- SHORT EXERCISE
Identify each line containing the word "page" and copy it.

§

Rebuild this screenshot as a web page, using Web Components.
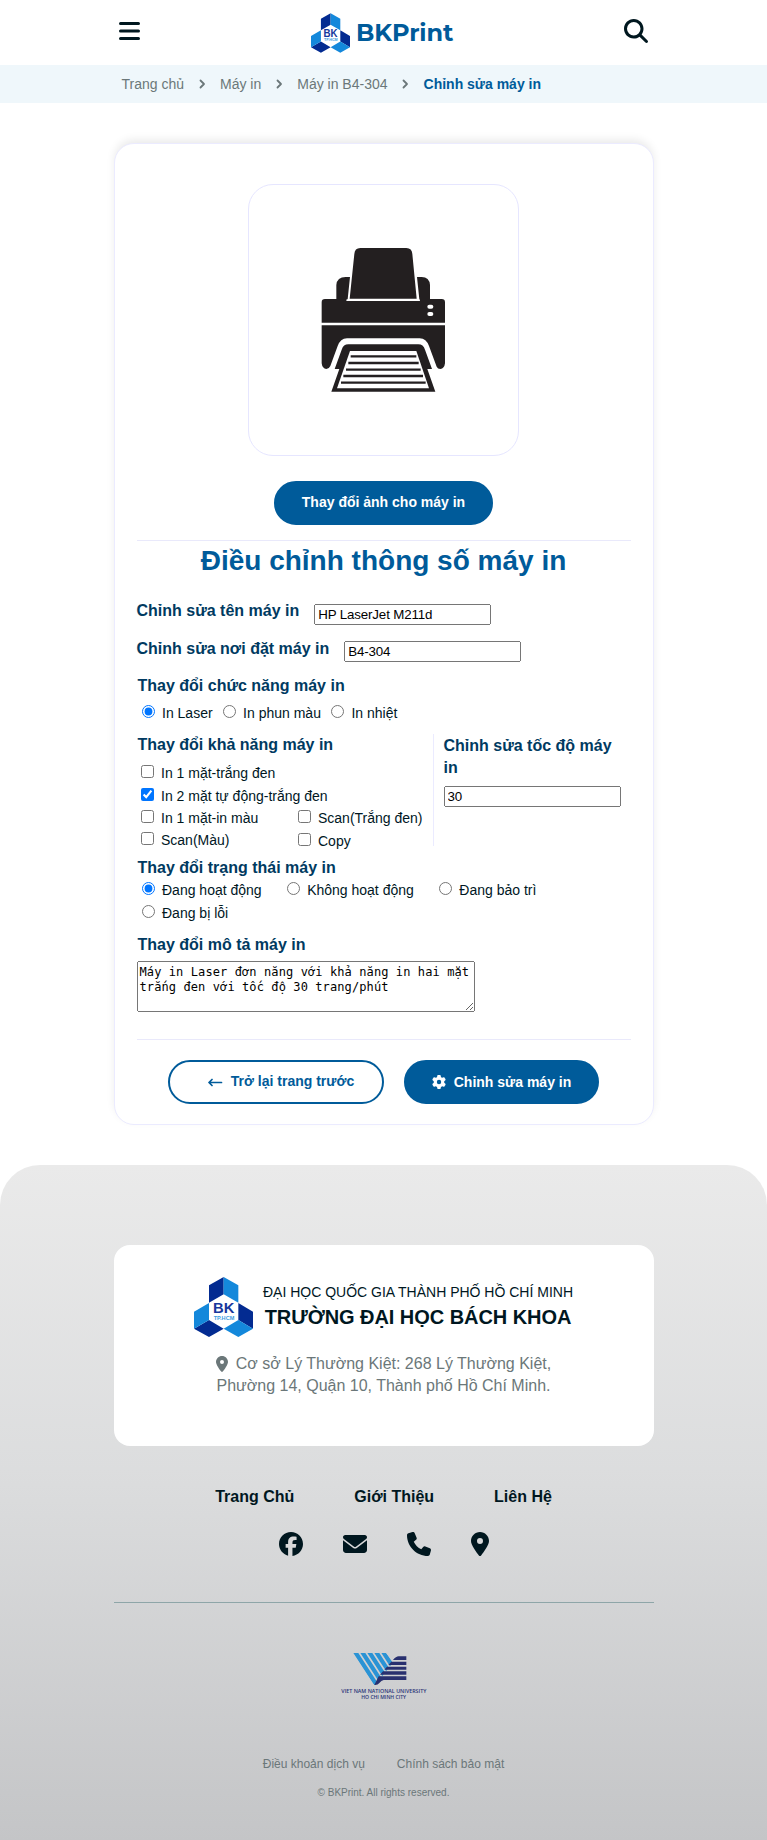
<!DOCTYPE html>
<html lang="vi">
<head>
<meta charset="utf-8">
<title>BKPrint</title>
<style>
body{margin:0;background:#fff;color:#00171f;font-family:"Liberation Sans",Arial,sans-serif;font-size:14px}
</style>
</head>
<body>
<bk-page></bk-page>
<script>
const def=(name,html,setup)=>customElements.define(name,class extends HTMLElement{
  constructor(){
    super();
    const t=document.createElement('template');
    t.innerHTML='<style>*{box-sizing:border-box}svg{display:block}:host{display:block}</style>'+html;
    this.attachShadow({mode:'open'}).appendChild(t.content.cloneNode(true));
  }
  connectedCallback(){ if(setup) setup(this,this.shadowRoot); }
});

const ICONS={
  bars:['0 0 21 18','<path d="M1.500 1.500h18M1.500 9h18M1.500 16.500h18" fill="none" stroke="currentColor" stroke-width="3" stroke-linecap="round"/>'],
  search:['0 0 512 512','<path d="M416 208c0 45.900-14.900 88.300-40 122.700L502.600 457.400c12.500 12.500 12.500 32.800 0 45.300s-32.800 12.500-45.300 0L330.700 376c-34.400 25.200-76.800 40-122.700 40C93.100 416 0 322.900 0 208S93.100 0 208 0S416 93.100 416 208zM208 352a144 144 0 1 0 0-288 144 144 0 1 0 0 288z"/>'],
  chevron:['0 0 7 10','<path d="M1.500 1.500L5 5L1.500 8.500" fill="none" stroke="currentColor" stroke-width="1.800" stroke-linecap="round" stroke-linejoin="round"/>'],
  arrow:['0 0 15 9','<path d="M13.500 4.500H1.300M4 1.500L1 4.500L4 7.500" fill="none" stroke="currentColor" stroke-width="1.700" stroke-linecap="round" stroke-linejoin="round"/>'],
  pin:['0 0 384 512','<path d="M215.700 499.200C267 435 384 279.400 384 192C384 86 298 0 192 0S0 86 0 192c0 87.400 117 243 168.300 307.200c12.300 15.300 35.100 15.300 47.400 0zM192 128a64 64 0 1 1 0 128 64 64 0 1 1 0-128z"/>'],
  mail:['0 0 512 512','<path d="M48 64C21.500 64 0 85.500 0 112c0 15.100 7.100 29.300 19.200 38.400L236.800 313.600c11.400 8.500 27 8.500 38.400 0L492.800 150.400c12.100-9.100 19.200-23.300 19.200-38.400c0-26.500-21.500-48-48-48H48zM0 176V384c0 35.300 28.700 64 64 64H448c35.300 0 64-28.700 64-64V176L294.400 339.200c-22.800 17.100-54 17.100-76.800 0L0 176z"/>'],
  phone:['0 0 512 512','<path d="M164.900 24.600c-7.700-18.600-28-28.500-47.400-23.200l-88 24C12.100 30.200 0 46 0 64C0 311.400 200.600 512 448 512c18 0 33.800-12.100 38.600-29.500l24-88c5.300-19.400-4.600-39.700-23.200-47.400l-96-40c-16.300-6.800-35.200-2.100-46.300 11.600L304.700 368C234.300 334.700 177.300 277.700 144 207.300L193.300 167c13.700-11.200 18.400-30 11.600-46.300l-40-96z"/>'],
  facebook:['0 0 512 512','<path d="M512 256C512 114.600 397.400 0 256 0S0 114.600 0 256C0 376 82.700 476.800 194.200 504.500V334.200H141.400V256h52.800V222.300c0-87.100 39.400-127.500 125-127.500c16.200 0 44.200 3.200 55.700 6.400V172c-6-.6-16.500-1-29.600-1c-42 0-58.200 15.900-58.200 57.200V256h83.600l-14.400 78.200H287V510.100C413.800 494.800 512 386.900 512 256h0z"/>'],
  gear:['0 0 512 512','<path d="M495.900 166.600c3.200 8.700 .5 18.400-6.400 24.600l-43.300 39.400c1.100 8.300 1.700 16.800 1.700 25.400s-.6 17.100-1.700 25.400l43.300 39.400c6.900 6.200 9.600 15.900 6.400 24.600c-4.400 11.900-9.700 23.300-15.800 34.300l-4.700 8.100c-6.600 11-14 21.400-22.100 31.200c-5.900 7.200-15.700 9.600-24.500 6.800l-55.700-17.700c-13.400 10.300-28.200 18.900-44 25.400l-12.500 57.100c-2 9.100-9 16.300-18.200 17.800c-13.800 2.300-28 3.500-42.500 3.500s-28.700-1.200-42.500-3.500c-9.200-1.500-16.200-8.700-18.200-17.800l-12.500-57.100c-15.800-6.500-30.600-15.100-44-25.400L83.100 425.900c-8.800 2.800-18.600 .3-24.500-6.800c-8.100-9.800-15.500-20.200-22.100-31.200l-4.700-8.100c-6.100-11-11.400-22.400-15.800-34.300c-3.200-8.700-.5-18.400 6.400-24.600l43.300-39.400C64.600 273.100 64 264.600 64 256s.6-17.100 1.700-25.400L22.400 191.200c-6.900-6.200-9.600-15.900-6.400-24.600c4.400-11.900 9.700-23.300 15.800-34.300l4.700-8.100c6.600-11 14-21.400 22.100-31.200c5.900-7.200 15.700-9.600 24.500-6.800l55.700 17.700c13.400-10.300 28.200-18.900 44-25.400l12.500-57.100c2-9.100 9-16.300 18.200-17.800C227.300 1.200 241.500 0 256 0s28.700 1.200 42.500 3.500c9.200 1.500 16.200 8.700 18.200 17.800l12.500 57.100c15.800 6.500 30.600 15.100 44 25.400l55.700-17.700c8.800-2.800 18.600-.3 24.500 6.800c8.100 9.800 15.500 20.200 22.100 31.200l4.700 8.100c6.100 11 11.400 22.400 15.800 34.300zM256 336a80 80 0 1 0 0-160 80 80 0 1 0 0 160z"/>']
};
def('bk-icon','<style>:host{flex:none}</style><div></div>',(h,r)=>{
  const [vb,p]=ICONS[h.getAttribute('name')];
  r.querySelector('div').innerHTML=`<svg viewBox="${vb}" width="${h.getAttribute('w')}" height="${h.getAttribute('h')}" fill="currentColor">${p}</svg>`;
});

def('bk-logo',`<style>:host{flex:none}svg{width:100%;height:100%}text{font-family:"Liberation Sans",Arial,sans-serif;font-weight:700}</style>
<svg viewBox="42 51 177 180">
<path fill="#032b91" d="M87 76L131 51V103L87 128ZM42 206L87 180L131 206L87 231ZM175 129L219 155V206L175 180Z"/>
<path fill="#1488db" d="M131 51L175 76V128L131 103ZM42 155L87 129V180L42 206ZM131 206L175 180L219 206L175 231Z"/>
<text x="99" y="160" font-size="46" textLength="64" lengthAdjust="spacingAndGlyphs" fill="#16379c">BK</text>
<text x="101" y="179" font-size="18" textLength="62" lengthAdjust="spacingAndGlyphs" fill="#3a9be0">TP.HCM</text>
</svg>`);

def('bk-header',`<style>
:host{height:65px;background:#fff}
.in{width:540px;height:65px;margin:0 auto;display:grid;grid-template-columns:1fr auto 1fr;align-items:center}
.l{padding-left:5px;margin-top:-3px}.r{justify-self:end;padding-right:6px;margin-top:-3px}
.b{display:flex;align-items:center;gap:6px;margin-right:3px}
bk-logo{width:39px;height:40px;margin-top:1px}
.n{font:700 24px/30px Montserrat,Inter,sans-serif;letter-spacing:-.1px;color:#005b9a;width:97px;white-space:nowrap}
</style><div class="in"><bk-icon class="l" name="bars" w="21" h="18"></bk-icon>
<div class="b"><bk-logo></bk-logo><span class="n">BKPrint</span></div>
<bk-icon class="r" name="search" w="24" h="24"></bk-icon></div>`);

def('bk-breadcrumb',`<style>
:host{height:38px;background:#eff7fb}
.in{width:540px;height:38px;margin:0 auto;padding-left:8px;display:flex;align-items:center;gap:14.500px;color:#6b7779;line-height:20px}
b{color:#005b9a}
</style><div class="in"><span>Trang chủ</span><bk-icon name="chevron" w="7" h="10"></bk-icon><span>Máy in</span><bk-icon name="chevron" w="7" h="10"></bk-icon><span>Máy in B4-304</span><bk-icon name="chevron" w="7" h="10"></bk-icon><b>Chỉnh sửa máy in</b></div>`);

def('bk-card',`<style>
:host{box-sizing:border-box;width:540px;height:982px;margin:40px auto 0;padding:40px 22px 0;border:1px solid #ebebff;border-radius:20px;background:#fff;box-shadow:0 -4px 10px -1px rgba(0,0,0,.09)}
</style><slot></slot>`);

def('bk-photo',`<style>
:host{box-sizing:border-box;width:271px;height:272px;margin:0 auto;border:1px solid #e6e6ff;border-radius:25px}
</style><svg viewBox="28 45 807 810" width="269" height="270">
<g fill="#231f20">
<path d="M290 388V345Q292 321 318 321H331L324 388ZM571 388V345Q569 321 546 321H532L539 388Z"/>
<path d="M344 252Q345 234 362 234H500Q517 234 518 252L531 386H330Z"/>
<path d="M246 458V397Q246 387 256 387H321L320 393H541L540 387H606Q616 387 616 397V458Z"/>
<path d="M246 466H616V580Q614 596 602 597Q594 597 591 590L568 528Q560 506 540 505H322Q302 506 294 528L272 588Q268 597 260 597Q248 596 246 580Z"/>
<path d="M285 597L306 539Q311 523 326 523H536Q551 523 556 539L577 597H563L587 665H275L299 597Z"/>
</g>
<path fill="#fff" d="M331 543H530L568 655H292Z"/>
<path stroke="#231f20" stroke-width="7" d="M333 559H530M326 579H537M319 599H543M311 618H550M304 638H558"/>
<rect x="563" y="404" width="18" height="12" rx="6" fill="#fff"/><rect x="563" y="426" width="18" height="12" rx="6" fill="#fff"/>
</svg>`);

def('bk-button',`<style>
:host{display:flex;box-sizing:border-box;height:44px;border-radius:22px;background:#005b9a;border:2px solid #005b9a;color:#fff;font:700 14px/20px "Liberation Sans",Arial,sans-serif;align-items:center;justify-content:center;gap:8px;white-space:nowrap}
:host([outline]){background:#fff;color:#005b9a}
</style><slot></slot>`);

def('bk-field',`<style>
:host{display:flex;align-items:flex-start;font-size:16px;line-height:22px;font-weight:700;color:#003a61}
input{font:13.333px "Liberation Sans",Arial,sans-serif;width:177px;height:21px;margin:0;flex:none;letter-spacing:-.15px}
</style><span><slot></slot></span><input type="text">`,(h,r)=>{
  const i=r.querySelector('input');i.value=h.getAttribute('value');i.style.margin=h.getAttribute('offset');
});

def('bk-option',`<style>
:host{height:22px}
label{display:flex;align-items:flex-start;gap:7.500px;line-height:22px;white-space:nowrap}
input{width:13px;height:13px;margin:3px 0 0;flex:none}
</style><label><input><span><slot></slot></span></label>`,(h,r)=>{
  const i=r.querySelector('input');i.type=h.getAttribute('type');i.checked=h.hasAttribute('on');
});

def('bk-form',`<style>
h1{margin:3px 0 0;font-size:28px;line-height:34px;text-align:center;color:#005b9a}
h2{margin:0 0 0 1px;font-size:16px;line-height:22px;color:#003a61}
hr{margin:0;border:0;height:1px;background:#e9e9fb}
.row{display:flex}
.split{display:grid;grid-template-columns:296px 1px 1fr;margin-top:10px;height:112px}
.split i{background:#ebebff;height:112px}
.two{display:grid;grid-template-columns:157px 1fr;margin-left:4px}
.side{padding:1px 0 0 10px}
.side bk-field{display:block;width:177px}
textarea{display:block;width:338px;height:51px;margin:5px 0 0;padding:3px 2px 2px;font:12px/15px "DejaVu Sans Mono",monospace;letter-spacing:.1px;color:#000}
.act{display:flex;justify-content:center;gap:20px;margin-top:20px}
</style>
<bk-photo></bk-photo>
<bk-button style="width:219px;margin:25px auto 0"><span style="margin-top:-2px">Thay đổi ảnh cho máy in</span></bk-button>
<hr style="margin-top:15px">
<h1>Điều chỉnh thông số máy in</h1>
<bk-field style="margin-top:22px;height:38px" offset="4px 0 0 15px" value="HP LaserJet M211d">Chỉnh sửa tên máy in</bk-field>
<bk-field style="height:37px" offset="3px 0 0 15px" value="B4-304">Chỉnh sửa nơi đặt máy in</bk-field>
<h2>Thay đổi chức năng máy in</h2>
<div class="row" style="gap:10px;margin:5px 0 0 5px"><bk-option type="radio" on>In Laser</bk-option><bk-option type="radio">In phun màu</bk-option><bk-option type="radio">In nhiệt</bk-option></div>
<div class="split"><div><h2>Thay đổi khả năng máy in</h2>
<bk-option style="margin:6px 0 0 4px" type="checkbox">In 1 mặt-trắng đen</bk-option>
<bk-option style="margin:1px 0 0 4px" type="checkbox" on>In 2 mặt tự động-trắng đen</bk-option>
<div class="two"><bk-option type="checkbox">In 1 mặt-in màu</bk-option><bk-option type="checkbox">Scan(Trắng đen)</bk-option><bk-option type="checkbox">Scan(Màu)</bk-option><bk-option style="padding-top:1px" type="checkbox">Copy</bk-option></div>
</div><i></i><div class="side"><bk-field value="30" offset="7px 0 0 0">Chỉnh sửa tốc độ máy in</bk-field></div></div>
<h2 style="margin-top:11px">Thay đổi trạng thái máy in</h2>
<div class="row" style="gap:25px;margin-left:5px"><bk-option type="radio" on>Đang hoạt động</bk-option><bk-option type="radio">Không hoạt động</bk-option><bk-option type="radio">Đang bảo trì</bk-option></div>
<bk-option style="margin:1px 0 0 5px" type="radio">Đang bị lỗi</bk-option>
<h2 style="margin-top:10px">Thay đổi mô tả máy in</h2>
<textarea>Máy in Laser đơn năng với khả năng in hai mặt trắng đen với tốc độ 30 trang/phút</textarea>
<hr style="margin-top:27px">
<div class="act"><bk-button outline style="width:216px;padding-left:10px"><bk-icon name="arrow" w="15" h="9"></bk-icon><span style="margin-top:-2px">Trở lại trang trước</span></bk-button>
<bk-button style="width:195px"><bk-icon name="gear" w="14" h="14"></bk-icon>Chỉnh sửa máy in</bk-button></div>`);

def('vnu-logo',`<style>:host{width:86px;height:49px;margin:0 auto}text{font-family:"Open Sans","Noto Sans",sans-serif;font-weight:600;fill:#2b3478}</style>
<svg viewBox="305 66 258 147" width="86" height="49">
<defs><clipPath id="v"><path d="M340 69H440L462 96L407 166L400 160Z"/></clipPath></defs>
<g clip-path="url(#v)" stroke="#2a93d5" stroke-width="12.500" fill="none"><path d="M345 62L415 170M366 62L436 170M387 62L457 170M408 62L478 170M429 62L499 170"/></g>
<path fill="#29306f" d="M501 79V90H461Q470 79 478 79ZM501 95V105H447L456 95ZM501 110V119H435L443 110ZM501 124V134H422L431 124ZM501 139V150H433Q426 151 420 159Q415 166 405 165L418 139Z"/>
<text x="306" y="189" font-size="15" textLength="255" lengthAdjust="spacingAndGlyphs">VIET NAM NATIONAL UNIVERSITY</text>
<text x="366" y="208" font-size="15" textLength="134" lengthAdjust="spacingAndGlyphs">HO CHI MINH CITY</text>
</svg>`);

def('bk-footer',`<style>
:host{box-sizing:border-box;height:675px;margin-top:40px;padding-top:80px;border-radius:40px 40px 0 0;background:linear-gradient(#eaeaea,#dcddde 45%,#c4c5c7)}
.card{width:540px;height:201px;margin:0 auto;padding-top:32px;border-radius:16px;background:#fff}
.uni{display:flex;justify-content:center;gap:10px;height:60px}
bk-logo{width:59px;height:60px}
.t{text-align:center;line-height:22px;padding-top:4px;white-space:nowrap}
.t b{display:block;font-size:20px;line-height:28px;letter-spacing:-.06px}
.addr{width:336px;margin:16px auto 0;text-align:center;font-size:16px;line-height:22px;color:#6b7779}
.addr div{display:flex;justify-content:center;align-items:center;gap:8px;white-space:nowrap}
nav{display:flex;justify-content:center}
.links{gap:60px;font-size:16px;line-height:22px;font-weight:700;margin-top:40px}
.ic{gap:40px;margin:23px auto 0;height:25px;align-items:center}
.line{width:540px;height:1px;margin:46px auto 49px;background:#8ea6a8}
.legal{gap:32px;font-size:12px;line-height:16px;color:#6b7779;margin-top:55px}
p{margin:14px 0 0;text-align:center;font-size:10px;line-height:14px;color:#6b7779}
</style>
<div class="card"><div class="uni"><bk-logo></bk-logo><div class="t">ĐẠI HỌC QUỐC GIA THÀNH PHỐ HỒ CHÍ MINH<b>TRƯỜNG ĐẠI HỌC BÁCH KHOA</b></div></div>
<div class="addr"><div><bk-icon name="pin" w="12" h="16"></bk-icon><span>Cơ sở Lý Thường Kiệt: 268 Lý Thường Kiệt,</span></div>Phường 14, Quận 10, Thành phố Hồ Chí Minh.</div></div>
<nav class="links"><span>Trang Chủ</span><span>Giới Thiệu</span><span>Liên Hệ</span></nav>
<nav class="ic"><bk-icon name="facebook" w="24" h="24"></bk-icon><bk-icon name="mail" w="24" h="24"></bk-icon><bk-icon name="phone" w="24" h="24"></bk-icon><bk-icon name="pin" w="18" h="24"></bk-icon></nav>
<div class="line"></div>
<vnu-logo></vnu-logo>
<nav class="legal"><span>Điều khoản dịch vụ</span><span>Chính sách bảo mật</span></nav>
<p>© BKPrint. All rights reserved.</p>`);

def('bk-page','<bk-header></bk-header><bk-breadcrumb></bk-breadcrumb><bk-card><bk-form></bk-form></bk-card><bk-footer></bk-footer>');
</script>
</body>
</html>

§

- RESPONSE
Rebuild this screenshot as a web page, using Web Components.
<bk-page></bk-page>
def('bk-page','<bk-header></bk-header><bk-breadcrumb></bk-breadcrumb><bk-card><bk-form></bk-form></bk-card><bk-footer></bk-footer>');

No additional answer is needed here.